When necessary, instantiate the correct units from the supplied dict

This has to happen when supplied a dict because Pydantic needs to know what class to actually instantiate (otherwise it'll instantiate a dict of FIBaseUnit base class instead of the correct unit class).

A context can be supplied to .model_validate(). which then appears as info.context here. To see the format, check generate_default_context().

Source code in df_file_interchange/ci/structured.py
@field_validator("col_units", mode="before")
@classmethod
def validator_col_units(
    cls, value: dict | dict[Any, FIBaseUnit], info: ValidationInfo
) -> dict:
    """When necessary, instantiate the correct units from the supplied dict

    This has to happen when supplied a dict because Pydantic needs to know
    what class to actually instantiate (otherwise it'll instantiate a dict
    of FIBaseUnit base class instead of the correct unit class).

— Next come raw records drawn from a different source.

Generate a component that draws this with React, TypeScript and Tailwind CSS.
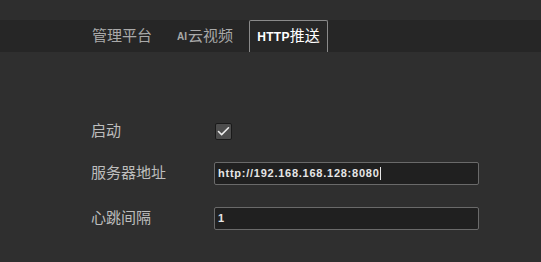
import { Check } from 'lucide-react';

const FONT = "font-['Liberation_Sans','Noto_Sans_CJK_SC',sans-serif]";

const ROWS = [
  { label: '服务器地址', value: 'http://192.168.168.128:8080', caret: true },
  { label: '心跳间隔', value: '1', caret: false },
];

export default function App() {
  return (
    <div className={`w-[541px] h-[262px] bg-[#2f2f2f] overflow-hidden ${FONT}`}>
      {/* top spacer */}
      <div className="h-[20px] bg-[#2e2e2e]" />

      {/* tab strip */}
      <div className="h-[32px] bg-[#262626] flex items-stretch pl-[83px] gap-[7px]">
        <div className="px-[9px] flex items-center text-[15px] text-[#a9a9a9]">管理平台</div>
        <div className="px-[9px] flex items-center text-[15px] text-[#a9a9a9]">
          <span className="text-[10px] font-bold mr-[1px]">AI</span>云视频
        </div>
        <div className="w-[79px] flex items-center justify-center rounded-t-[2px] border-x border-t border-[#8a8a8a] bg-[#272727] text-white">
          <span className="text-[12px] font-bold tracking-[0.3px]">HTTP</span>
          <span className="text-[15px]">推送</span>
        </div>
      </div>

      {/* form */}
      <div className="pl-[91px] pr-[62px]">
        <div className="mt-[68px] h-[23px] flex items-center">
          <div className="w-[124px] text-[15px] text-[#bdbdbd]">启动</div>
          <div className="w-[17px] h-[17px] bg-[#4d4d4d] border border-[#1a1a1a] rounded-[2px] flex items-center justify-center">
            <Check size={15} strokeWidth={2.5} className="text-[#ececec]" />
          </div>
        </div>

        {ROWS.map((row, i) => (
          <div key={row.label} className={`${i === 0 ? 'mt-[19px]' : 'mt-[22px]'} h-[23px] flex items-center`}>
            <div className="w-[123px] text-[15px] text-[#bdbdbd]">{row.label}</div>
            <div className="flex-1 h-[23px] bg-[#202020] border border-[#6a6a6a] rounded-[2px] flex items-center pl-[3px]">
              <span className="text-[11px] font-bold text-[#e6e6e6] leading-none tracking-[0.75px]">{row.value}</span>
              {row.caret && <span className="w-px h-[13px] bg-[#e6e6e6]" />}
            </div>
          </div>
        ))}
      </div>
    </div>
  );
}
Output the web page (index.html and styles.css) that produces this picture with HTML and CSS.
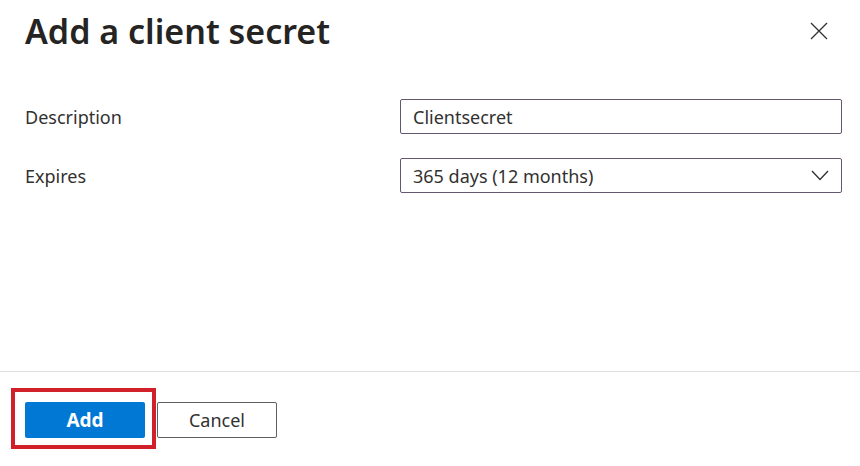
FILE: index.html
```html
<!DOCTYPE html>
<html lang="en">
<head>
  <meta charset="UTF-8">
  <title>Add a client secret</title>
  <link rel="stylesheet" href="styles.css">
</head>
<body>
  <div class="panel">
    <div class="panel-header">
      <h1>Add a client secret</h1>
      <button class="close-btn" aria-label="Close">
        <svg width="18" height="18" viewBox="0 0 18 18">
          <path d="M1 1 L17 17 M17 1 L1 17" stroke="#323130" stroke-width="1.3" fill="none"/>
        </svg>
      </button>
    </div>

    <div class="form">
      <label class="form-label" for="desc">Description</label>
      <input type="text" id="desc" class="field" value="Clientsecret">

      <label class="form-label" for="expires">Expires</label>
      <div class="field select">
        <span>365 days (12 months)</span>
        <svg width="18" height="11" viewBox="0 0 18 11">
          <path d="M1 1 L9 9.5 L17 1" stroke="#323130" stroke-width="1.3" fill="none"/>
        </svg>
      </div>
    </div>

    <div class="panel-footer">
      <div class="highlight">
        <button class="btn btn-primary">Add</button>
      </div>
      <button class="btn btn-default">Cancel</button>
    </div>
  </div>
</body>
</html>
```

FILE: styles.css
```css
:root {
  --text: #323130;
  --accent: #0078d4;
  --field-border: #65576f;
  --divider: #e1dfdd;
}

* {
  box-sizing: border-box;
}

body {
  margin: 0;
  background: #fff;
  color: var(--text);
  font-family: "Noto Sans", "Open Sans", sans-serif;
}

.panel {
  width: 860px;
  height: 466px;
  display: flex;
  flex-direction: column;
}

.panel-header {
  display: flex;
  align-items: center;
  justify-content: space-between;
  padding: 6px 25px 0 25px;
  height: 56px;
}

h1 {
  margin: 0;
  font-size: 34px;
  font-weight: 600;
  color: #252423;
}

.close-btn {
  background: none;
  border: none;
  padding: 0;
  margin-right: 7px;
  margin-top: 0;
  width: 18px;
  height: 18px;
  cursor: pointer;
}

.close-btn svg {
  display: block;
}

.form {
  display: grid;
  grid-template-columns: 375px 442px;
  grid-auto-rows: 35px;
  row-gap: 24px;
  align-items: center;
  padding: 43px 25px 0 25px;
  flex: 1;
  align-content: start;
}

.form-label {
  font-size: 18px;
}

.field {
  height: 35px;
  width: 100%;
  border: 1px solid var(--field-border);
  border-radius: 2px;
  padding: 0 12px;
  font-family: inherit;
  font-size: 18px;
  color: var(--text);
  background: #fff;
}

.select {
  display: flex;
  align-items: center;
  justify-content: space-between;
}

.select svg {
  display: block;
}

.panel-footer {
  border-top: 1px solid var(--divider);
  display: flex;
  align-items: flex-start;
  padding: 16px 0 17px 11px;
}

.highlight {
  border: 4px solid #d0202a;
  padding: 10px 7px 7px 10px;
}

.btn {
  width: 120px;
  height: 36px;
  border-radius: 2px;
  font-family: inherit;
  font-size: 18px;
  cursor: pointer;
}

.btn-primary {
  display: block;
  background: var(--accent);
  border: none;
  color: #fff;
  font-weight: 700;
  font-size: 19px;
}

.btn-default {
  margin-left: 1px;
  margin-top: 14px;
  background: #fff;
  border: 1px solid #605e5c;
  color: var(--text);
}
```
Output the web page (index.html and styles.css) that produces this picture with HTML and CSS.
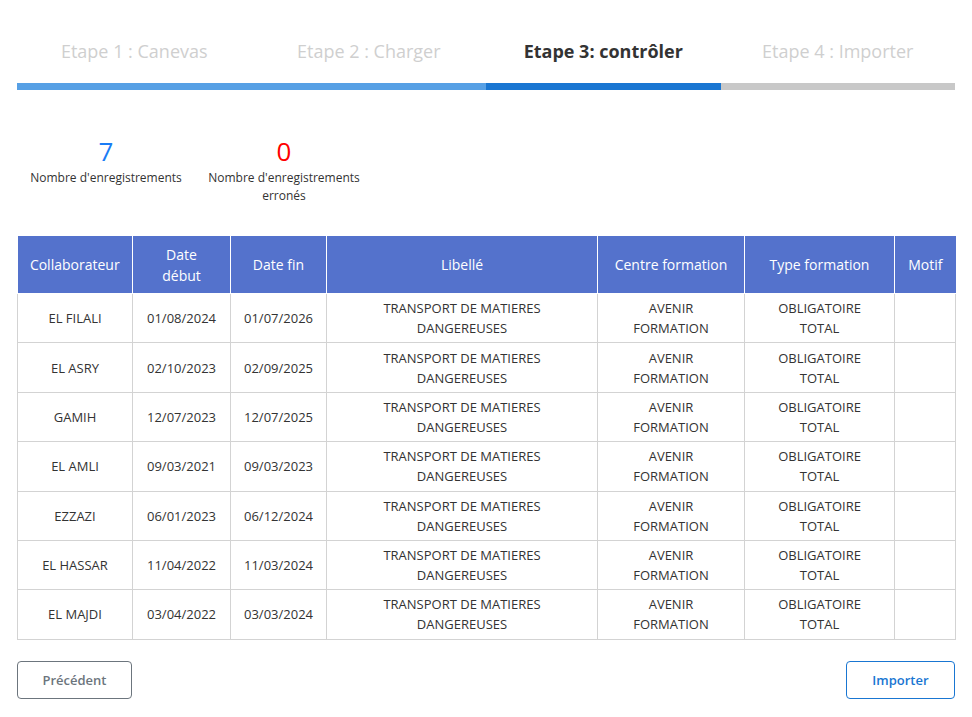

    A context can be supplied to `.model_validate()`. which then appears as
    `info.context` here. To see the format, check
    `generate_default_context()`.
    """

    # If this happens, we really need to fail.
    if not isinstance(value, dict):
        error_msg = f"col_units should always be a dictionary. Got type={type(value)}, value={safe_str_output(value)}"
        logger.error(error_msg)
        raise TypeError(error_msg)

    # By default we don't use a context
    clss_col_units = None

    # Check for a context
    if info.context and isinstance(info.context, dict):
        # Get the available classes for units (this should also be a
        # dictionary)
        clss_col_units = info.context.get(
            "clss_col_units", {"FIBaseUnit": FIBaseUnit}
        )
        assert isinstance(clss_col_units, dict)

    # Now process each element in value, in turn
    loc_value = {}
    for idx in value:
        # I don't like having to write this explicitly but Pylance
        # complained on the .get() later if we don't do this (or similar)
        cur_value = value[idx]

        # Skip if already instantiated
        if not isinstance(cur_value, dict):
            loc_value[idx] = value[idx]
            continue

        value_classname = cur_value.get("classname", None)
        if (
            value_classname
            and clss_col_units is not None
            and value_classname in clss_col_units.keys()
        ):
            # Now instantiate the model and add to our local dictionary
            units_class = clss_col_units[value_classname]
        elif value_classname in globals().keys() and issubclass(
            globals()[value_classname], FIBaseUnit
        ):
            units_class = globals()[value_classname]
        else:
            error_msg = f"Neither context supplied nor is subclass of FIBaseUnit. classname={safe_str_output(value_classname)}"
            logger.error(error_msg)
            raise TypeError(error_msg)

        assert issubclass(units_class, FIBaseUnit)
        loc_value[idx] = units_class.model_validate(
            value[idx], context=info.context
        )

    return loc_value

validator_extra_info(value: dict | FIBaseExtraInfo, info: ValidationInfo) -> FIBaseExtraInfo classmethod

When necessary, instantiate the correct FIBaseExtraInfo from the supplied dict

This has to happen when supplied a dict because Pydantic needs to know what class to actually instantiate (otherwise it'll instantiate the FIBaseExtraInfo base class).

A context can be supplied to .model_validate(). which then appears as info.context here. To see the format, check generate_default_context().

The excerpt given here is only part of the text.